Most states, including North Carolina, have attempted to meet this constitutional requirement through the use of a sentenc*485ing procedure which requires the jury to consider specific aggravating and mitigating factors in order to arrive at a sentencing decision. However, in order to be constitutionally valid, an aggravating factor which would support the imposition of the death penalty must “genuinely narrow the class of persons eligible for the death penalty and must reasonably justify the imposition of a more severe sentence on the defendant compared to others found guilty of murder.” Zant v. Stephens, 462 U.S. 862, 877, 77 L.Ed. 2d 235, 249-50 (1983).
The defendant contends that because the pecuniary gain aggravating factor is automatically present in every felony-murder conviction in which the underlying felony is a robbery, the use of the aggravating factor in those cases does not distinguish those cases in which the death penalty is justified from those in which it is not. In support of this argument, the defendant cites the opinion of the United States Eighth Circuit Court of Appeals in Collins v. Lockhart, 754 F. 2d 258 (8th Cir.), cert. denied, — U.S. —, 88 L.Ed. 2d 475 (1985). There, the defendant was convicted in Arkansas of capital felony-murder, with robbery constituting the underlying felony. He was sentenced to death based in part upon a finding by the jury of the aggravating factor that the killing was committed for pecuniary gain. The court concluded that this violated the eighth amendment, stating:
Every robber-murderer has acted for pecuniary gain. A jury which has found robbery murder cannot rationally avoid also finding pecuniary gain. Therefore, the pecuniary-gain aggravating circumstance cannot be a factor that distinguishes some robber-murderers from others. In effect, a robber-murderer enters the sentencing phase with a built-in aggravating circumstance. Since under Arkansas law and the Eighth Amendment as elaborated by the Supreme Court in Godfrey v. Georgia, supra, only one aggravating circumstance is required to impose the death penalty, the State has no need to show any additional aggravating circumstances at the sentencing phase. Thus, if no other aggravating or mitigating circumstances are found, the jury is left to decide whether to impose death on a robber-murderer without having made any finding that narrows the class of those who have committed this death-eligible crime.

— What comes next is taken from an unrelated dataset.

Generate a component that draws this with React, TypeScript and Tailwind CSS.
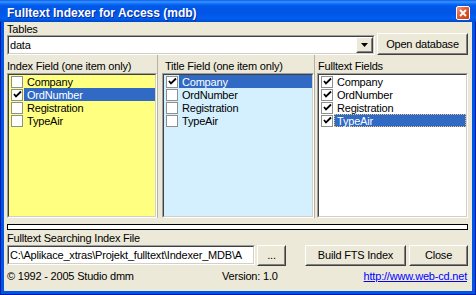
import React from 'react';

const fields = ['Company', 'OrdNumber', 'Registration', 'TypeAir'];

// classic 3D borders
const sunkenOuter = 'border border-t-[#A0A0A0] border-l-[#A0A0A0] border-b-white border-r-white';
const sunkenInner = 'border border-t-[#404040] border-l-[#404040] border-b-[#D4D0C8] border-r-[#D4D0C8]';

const Raised: React.FC<{ className?: string; children?: React.ReactNode }> = ({ className = '', children }) => (
  <div className={`flex border border-t-white border-l-white border-b-[#404040] border-r-[#404040] ${className}`}>
    <div className="flex flex-1 items-center justify-center border border-t-[#ECE9D8] border-l-[#ECE9D8] border-b-[#808080] border-r-[#808080] bg-[#ECE9D8]">
      {children}
    </div>
  </div>
);

const CheckBox: React.FC<{ checked: boolean }> = ({ checked }) => (
  <div className="w-[12px] h-[12px] shrink-0 border border-[#8E8F8F] bg-white flex items-center justify-center">
    {checked && (
      <svg width="9" height="9" viewBox="0 0 9 9">
        <polyline points="1,4 3,6.5 8,1.5" fill="none" stroke="#000" strokeWidth="1.8" />
      </svg>
    )}
  </div>
);

type ListProps = {
  bg: string;
  checked: boolean[];
  selected: number;
  focus?: boolean;
};

const CheckList: React.FC<ListProps> = ({ bg, checked, selected, focus }) => (
  <div className={`flex flex-1 ${sunkenOuter}`}>
    <div className={`flex-1 ${sunkenInner} ${bg}`}>
      {fields.map((name, i) => (
        <div key={name} className="h-[13px] flex items-center pl-[2px]">
          <CheckBox checked={checked[i]} />
          <div
            className={`ml-[1px] h-[13px] flex-1 pl-[2px] leading-[12px] whitespace-nowrap ${
              i === selected ? 'bg-[#316AC5] text-white' : ''
            } ${i === selected && focus ? 'border border-dotted border-[#E8C070]' : 'border border-transparent'}`}
          >
            {name}
          </div>
        </div>
      ))}
    </div>
  </div>
);

export default function App() {
  return (
    <div className="w-[476px] h-[295px] flex flex-col bg-[#0055E5] border-x border-b border-[#0019A8] font-['Liberation_Sans',Arial,sans-serif] text-[11px] tracking-[-0.2px] text-black">
      {/* Title bar */}
      <div className="h-[22px] -mx-px flex items-start pl-[7px] pr-[6px] bg-[linear-gradient(180deg,#0A5DE8_0%,#3D95FF_9%,#1478FD_15%,#0059E8_26%,#0055E5_60%,#005FF2_82%,#0052D8_94%,#0045BC_100%)]">
        <span className="mt-[6px] leading-[14px] text-[12px] tracking-normal font-bold text-white [text-shadow:1px_1px_0_#0A2A9A]">
          Fulltext Indexer for Access (mdb)
        </span>
        <div className="ml-auto mt-[6px] w-[14px] h-[14px] rounded-[2px] border border-white bg-[linear-gradient(135deg,#F29A7E_0%,#E25A32_45%,#C63B12_100%)] flex items-center justify-center">
          <svg width="8" height="8" viewBox="0 0 8 8">
            <path d="M1 1 L7 7 M7 1 L1 7" stroke="#fff" strokeWidth="1.8" />
          </svg>
        </div>
      </div>

      {/* Client area */}
      <div className="flex-1 mx-[3px] mb-[3px] bg-[#ECE9D8] pl-[3px] pr-[4px] flex flex-col">
        <div className="mt-[2px] h-[11px] leading-[11px]">Tables</div>
        <div className="-mt-[2px] h-[22px] flex">
          <div className={`self-end w-[368px] h-[20px] flex ${sunkenOuter}`}>
            <div className={`flex flex-1 bg-white ${sunkenInner}`}>
              <div className="flex-1 pl-[1px] leading-[16px]">data</div>
              <Raised className="w-[17px]">
                <svg width="7" height="4" viewBox="0 0 7 4">
                  <path d="M0 0 H7 L3.5 4 Z" fill="#000" />
                </svg>
              </Raised>
            </div>
          </div>
          <Raised className="ml-[2px] w-[91px] h-[22px]">Open database</Raised>
        </div>

        {/* Field panels */}
        <div className="mt-[5px] h-[158px] flex">
          <div className="w-[150px] flex flex-col">
            <div className="h-[13px] leading-[12px] whitespace-nowrap">Index Field (one item only)</div>
            <CheckList bg="bg-[#FFFF80]" checked={[false, true, false, false]} selected={1} />
          </div>
          <div className="w-[5px] -mt-[5px] border-l border-[#B5B2A3]" />
          <div className="w-[152px] flex flex-col">
            <div className="h-[13px] leading-[12px] pl-[3px] whitespace-nowrap">Title Field (one item only)</div>
            <CheckList bg="bg-[#D4F0FF]" checked={[true, false, false, false]} selected={0} />
          </div>
          <div className="w-[3px] -mt-[5px] border-l border-[#B5B2A3]" />
          <div className="flex-1 flex flex-col">
            <div className="h-[13px] leading-[12px] pl-[1px] whitespace-nowrap">Fulltext Fields</div>
            <CheckList bg="bg-white" checked={[true, true, true, true]} selected={3} focus />
          </div>
        </div>

        {/* Progress bar */}
        <div className="mt-[6px] h-[6px] border border-black bg-white" />

        <div className="mt-[2px] h-[12px] leading-[12px]">Fulltext Searching Index File</div>
        <div className="mt-[1px] h-[21px] flex">
          <div className={`w-[248px] h-[20px] flex ${sunkenOuter}`}>
            <div className={`flex-1 bg-white overflow-hidden whitespace-nowrap pl-[1px] leading-[16px] ${sunkenInner}`}>
              C:\Aplikace_xtras\Projekt_fulltext\Indexer_MDB\A
            </div>
          </div>
          <Raised className="ml-[2px] w-[29px] h-[21px]">...</Raised>
          <Raised className="ml-[19px] w-[101px] h-[21px]">Build FTS Index</Raised>
          <Raised className="ml-[3px] w-[59px] h-[21px]">Close</Raised>
        </div>

        <div className="mt-[4px] h-[12px] leading-[12px] flex whitespace-nowrap">
          <span className="w-[215px]">© 1992 - 2005 Studio dmm</span>
          <span>Version: 1.0</span>
          <a href="#" className="ml-auto mr-[1px] text-[#0000FF] underline">
            http://www.web-cd.net
          </a>
        </div>
      </div>
    </div>
  );
}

*486Id. at 264 (footnote omitted). The defendant asks us to adopt the reasoning in Collins and hold that the submission of the pecuniary gain aggravating factor in felony-murder cases predicated on an underlying robbery violates the eighth amendment. Believing that Collins was erroneously decided, we decline this invitation.
In our view, the court in Collins was incorrect in believing that the eighth amendment requires that an aggravating factor must serve to narrow the class of “robber-murderers” to those few robber-murderers deserving of the death penalty. See id. (where the court stated: “Therefore, the pecuniary gain aggravating circumstance cannot be a factor that distinguishes some robber-murderers from others.”). In Zant, the United States Supreme Court stated that an aggravating factor must work to distinguish between those deserving of the death penalty and “others found guilty of murder.” Zant v. Stephens, 462 U.S. at 877, 77 L.Ed. 2d at 250. It is readily apparent from Zant that an aggravating factor will comport with the eighth amendment if it serves to narrow the entire class of first-degree murder cases to those in which the death penalty is justified. In North Carolina, the entire class of first-degree murderers includes any person who perpetrates a murder by means of poison, lying in wait, imprisonment, starving, torture, or by any other kind of willful, deliberate, and premeditated killing, or which is committed in the perpetration or attempted perpetration of any arson, rape, sex offense, robbery, kidnapping, burglary, or other felony committed or attempted with the use of a deadly weapon. N.C.G.S. § 14-17 (1981 and Cum. Supp. 1985). We perceive no constitutional requirement that the smaller sub-class of “robber-murderers” must be further narrowed. The fact that a killing is committed for pecuniary gain is a circumstance which legitimately serves to effectively differentiate between all persons convicted of first-degree murder and those few who are deserving of the death penalty. This is not, of course, to say that robber-murderers should be or could be automatically sentenced to death. Such a practice would run afoul of the dictates of Woodson. The jury must still engage in the finding and balancing of aggravating and mitigating factors before returning a death sentence. We merely hold that the fact that pecuniary gain may be considered as an aggravating circumstance in a robbery-murder case does not constitute a violation of the eighth amendment.
*487For the reasons stated herein, the verdict rendered in the sentencing hearing and the judgment of death imposed thereon are vacated, and the case is remanded to the Superior Court, Cabarrus County, for a new sentencing hearing.
Remanded for a new sentencing hearing.
. The testimony concerning the events at the service station related to the murder of Eric Joins, the station attendant. The defendant was also tried for that murder. He was convicted and sentenced to death. This Court affirmed the conviction and death sentence in State v. Williams, 305 N.C. 656, 292 S.E. 2d 243, cert. denied, 459 U.S. 1056, 74 L.Ed. 2d 622 (1982), reh’g denied, 459 U.S. 1189, 74 L.Ed. 2d 1031 (1983).